We’re not saying you shouldn’t take full advantage of the complimentary bevy of booze, but there are definitely some rules you should keep in mind, and lucky for you, we went and wrote them all down.

Here are the DOs and DON’TS of wedding bar etiquette. Let them light the way so you can dance all night without waking up shrouded in shame the next morning.

Cameron Whitman / Stocksy

DO Remember an Open Bar Is a Marathon, Not a Sprint

The bartender isn’t going anywhere. Pace yourself.

DON’T Double Fist

See above. Double fisting looks tacky and leads to nowhere good, fast. Plus, if you’re holding a drink in each hand, how are you going to eat that mini quiche?

DO Use the Bar Line to Mingle With Other Guests

The bar queue is a great place to meet new people and find potential dance partners.

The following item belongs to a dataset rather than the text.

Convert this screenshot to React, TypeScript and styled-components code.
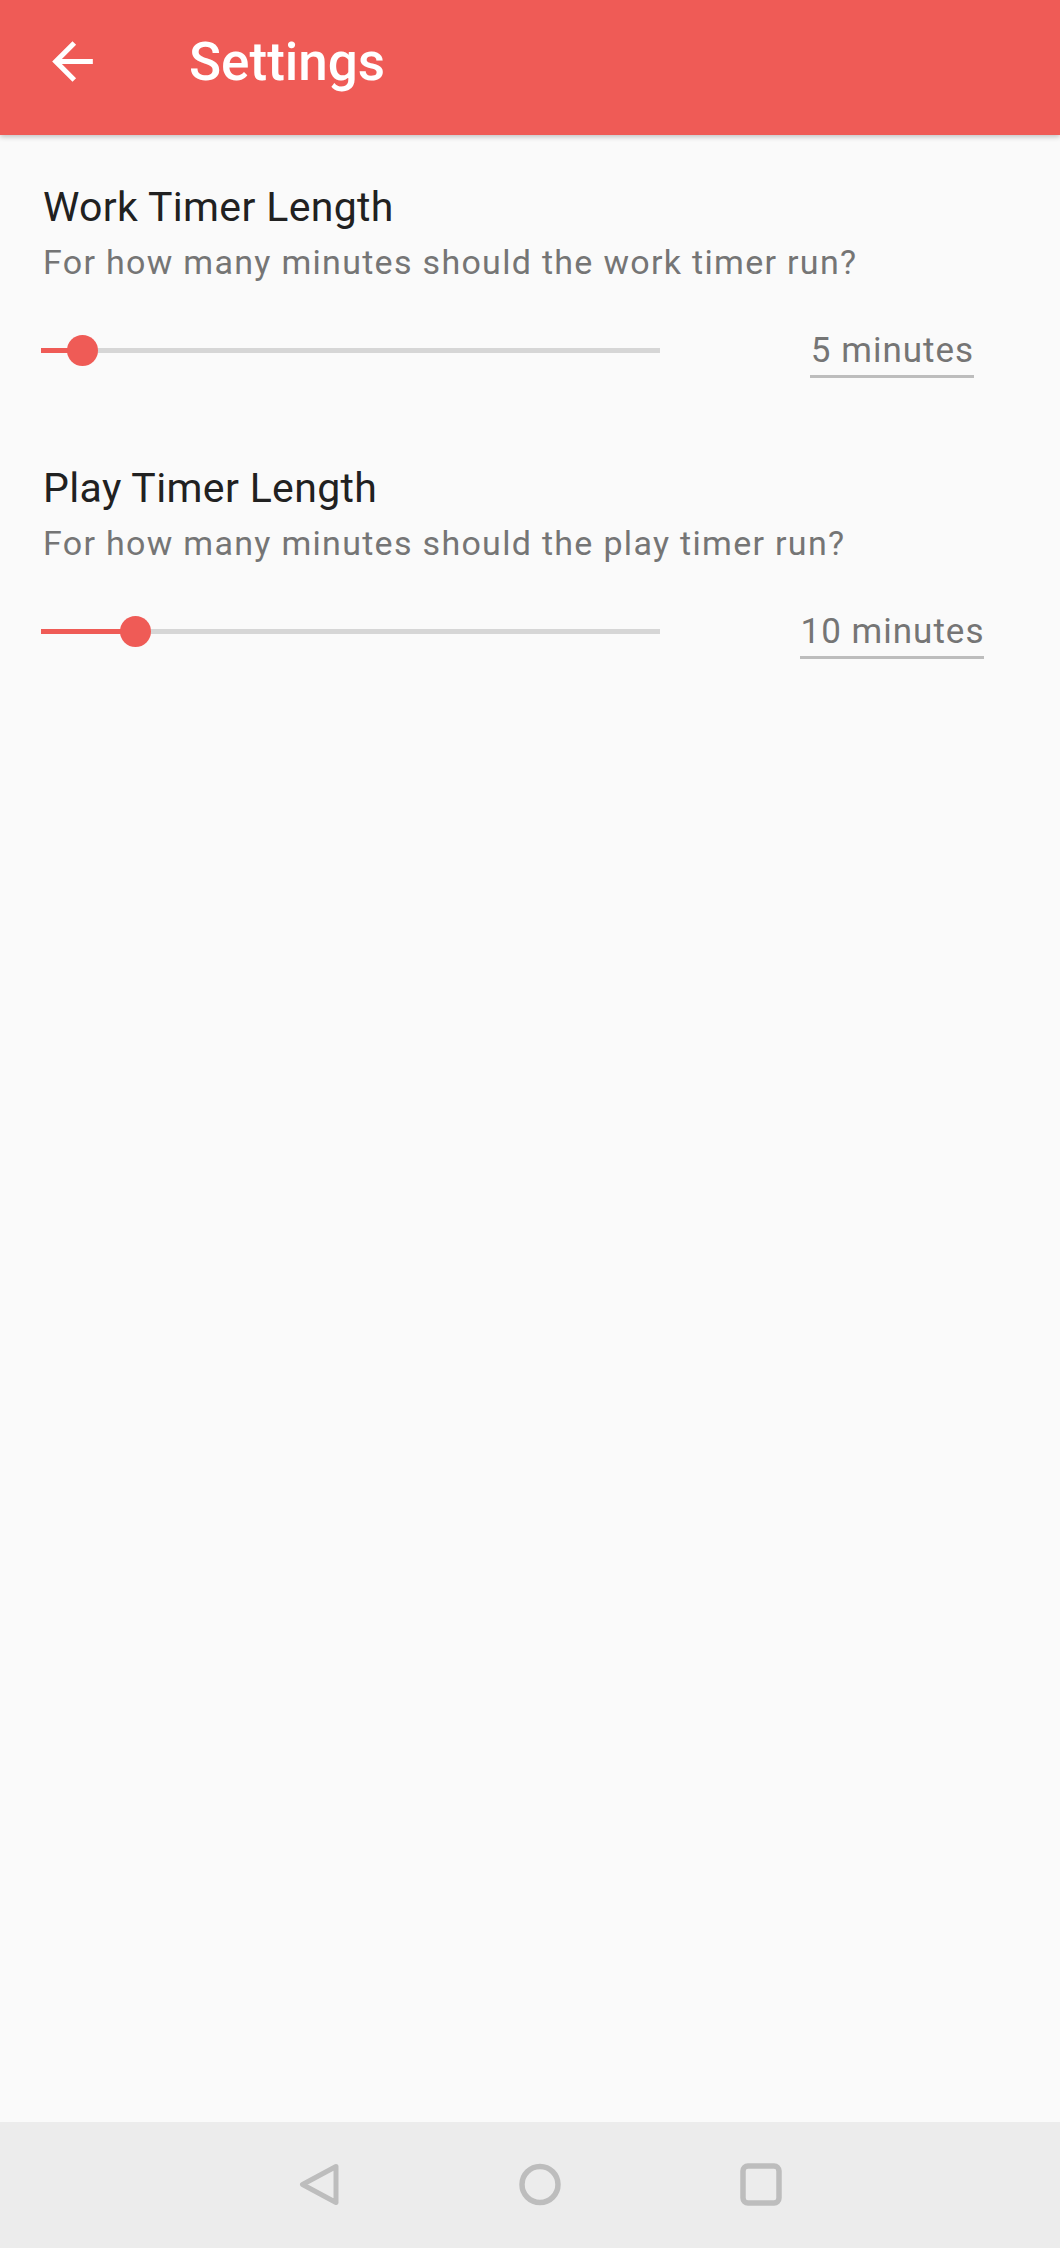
import React from "react";
import styled, { createGlobalStyle } from "styled-components";

const Global = createGlobalStyle`
  html, body { margin: 0; padding: 0; background: #fafafa; }
  body { font-family: Roboto, "Noto Sans", "Liberation Sans", sans-serif; }
  * { box-sizing: border-box; }
`;

const Screen = styled.div`
  min-height: 100vh;
  display: flex;
  flex-direction: column;
  background: #fafafa;
`;

const AppBar = styled.header`
  height: 135px;
  flex: none;
  display: flex;
  align-items: center;
  gap: 86px;
  padding: 0 0 12px 42px;
  background: #ef5b56;
  box-shadow: 0 2px 5px rgba(0, 0, 0, 0.22);
  position: relative;
  z-index: 1;
`;

const BackButton = styled.button`
  width: 61px;
  height: 61px;
  padding: 0;
  border: 0;
  background: transparent;
  display: flex;
  color: #ffffff;
  svg { width: 61px; height: 61px; display: block; }
`;

const Title = styled.h1`
  margin: 0;
  font-family: Roboto, sans-serif;
  font-weight: 500;
  font-size: 53px;
  line-height: 64px;
  color: #ffffff;
`;

const Content = styled.main`
  flex: 1;
  display: flex;
  flex-direction: column;
`;

const Section = styled.section`
  height: 281px;
  padding: 48px 0 0 43px;
  display: flex;
  flex-direction: column;
`;

const SectionTitle = styled.div`
  font-size: 41px;
  line-height: 49px;
  letter-spacing: 0.35px;
  color: #212121;
`;

const SectionHint = styled.div`
  margin-top: 10px;
  font-size: 34px;
  line-height: 40px;
  letter-spacing: 1.3px;
  color: #757575;
`;

const ControlRow = styled.div`
  margin-top: 40px;
  display: flex;
  align-items: center;
  margin-left: -2px;
`;

const Track = styled.div`
  position: relative;
  width: 619px;
  height: 5px;
  background: #d6d6d6;
  flex: none;
`;

const Fill = styled.div`
  height: 100%;
  background: #ef5b56;
`;

const Thumb = styled.div`
  position: absolute;
  top: 50%;
  width: 31px;
  height: 31px;
  margin: -15.5px 0 0 -15.5px;
  border-radius: 50%;
  background: #ef5b56;
`;

const ValueCell = styled.div`
  flex: 1;
  display: flex;
  justify-content: center;
  margin-left: 64px;
  padding-top: 8px;
`;

const ValueText = styled.span`
  font-size: 35px;
  line-height: 42px;
  letter-spacing: 1px;
  color: #757575;
  padding: 0 0 3px 1px;
  border-bottom: 3px solid #bdbdbd;
`;

const NavBar = styled.nav`
  height: 126px;
  flex: none;
  background: #ececec;
  display: flex;
  align-items: center;
  gap: 179px;
  padding-left: 298px;
  padding-bottom: 2px;
  svg { width: 42px; height: 43px; display: block; }
`;

const MIN = 1;
const MAX = 60;

function SliderSetting({ title, hint, value }: { title: string; hint: string; value: number }) {
  const pct = ((value - MIN) / (MAX - MIN)) * 100;
  return (
    <Section>
      <SectionTitle>{title}</SectionTitle>
      <SectionHint>{hint}</SectionHint>
      <ControlRow>
        <Track>
          <Fill style={{ width: `${pct}%` }} />
          <Thumb style={{ left: `${pct}%` }} />
        </Track>
        <ValueCell>
          <ValueText>{value} minutes</ValueText>
        </ValueCell>
      </ControlRow>
    </Section>
  );
}

export default function App() {
  return (
    <Screen>
      <Global />
      <AppBar>
        <BackButton aria-label="Back">
          <svg viewBox="0 0 24 24" fill="currentColor">
            <path d="M20 11H7.83l5.59-5.59L12 4l-8 8 8 8 1.41-1.41L7.83 13H20v-2z" />
          </svg>
        </BackButton>
        <Title>Settings</Title>
      </AppBar>
      <Content>
        <SliderSetting
          title="Work Timer Length"
          hint="For how many minutes should the work timer run?"
          value={5}
        />
        <SliderSetting
          title="Play Timer Length"
          hint="For how many minutes should the play timer run?"
          value={10}
        />
      </Content>
      <NavBar>
        <svg viewBox="0 0 42 43" fill="none" stroke="#bdbdbd" strokeWidth="5" strokeLinejoin="round">
          <path d="M38 3.5 L4.5 21.5 L38 39.5 Z" />
        </svg>
        <svg viewBox="0 0 42 43" fill="none" stroke="#bdbdbd" strokeWidth="5.5">
          <circle cx="21" cy="21.5" r="18" />
        </svg>
        <svg viewBox="0 0 42 43" fill="none" stroke="#bdbdbd" strokeWidth="5.5">
          <rect x="3" y="3" width="36" height="37" rx="5" />
        </svg>
      </NavBar>
    </Screen>
  );
}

Asking the person behind you in line about their order is a foolproof icebreaker. “Oh, you take your Margarita up? How fascinating. I’m more of an on-the-rocks type of guy/girl.” And just like that, a bond is forged.  

DON’T Force Shots on People

This is such a no no. Unless the bride or groom insists on a wedding party round of Fireball, do not start handing out shots willy-nilly—even if that Lil Jon song comes on.  

DON’T Do Shots

Come to think of it, shots are off the table entirely. Stick to sipping.

DO Make Sure to Eat Enough

The salmon might be dry and the conga line may be bumping, but skipping dinner is not an option. You need sustenance to soak up all that open-bar booze. And no, a liquid dinner doesn’t count—even if you do eat all your garnishes.

DON’T Smash Glassware

We don’t care how much fun you’re having, these are not your glasses to smash. Unless, of course, you are the bride or groom following the Jewish tradition of breaking the glass. If that is the case, then please, smash away.

DO Ask Your Tablemates if They Need Anything

Chivalry isn’t dead, folks. If you’re making a trip to the bar, have some manners and ask your tablemates if they need cocktails. L’chaim.

DON’T Complain When the Bar Doesn’t Have Your Call Liquor

It’s free. Deal with it.

DO Tip the Bartender

Just because the liquor is free, doesn’t mean the bartender is working for nothing. Show your appreciation by throwing a few bucks his or her way. Bonus: You might get some preferential treatment. Who’s next? You are, that’s who.

DON’T Overstay Your Welcome

When the party is winding down but your buzz is still going strong, avoid the urge to take over DJ duty. It’s time to call it quits. As the old saying goes, you don’t have to go home, but you can’t stay here.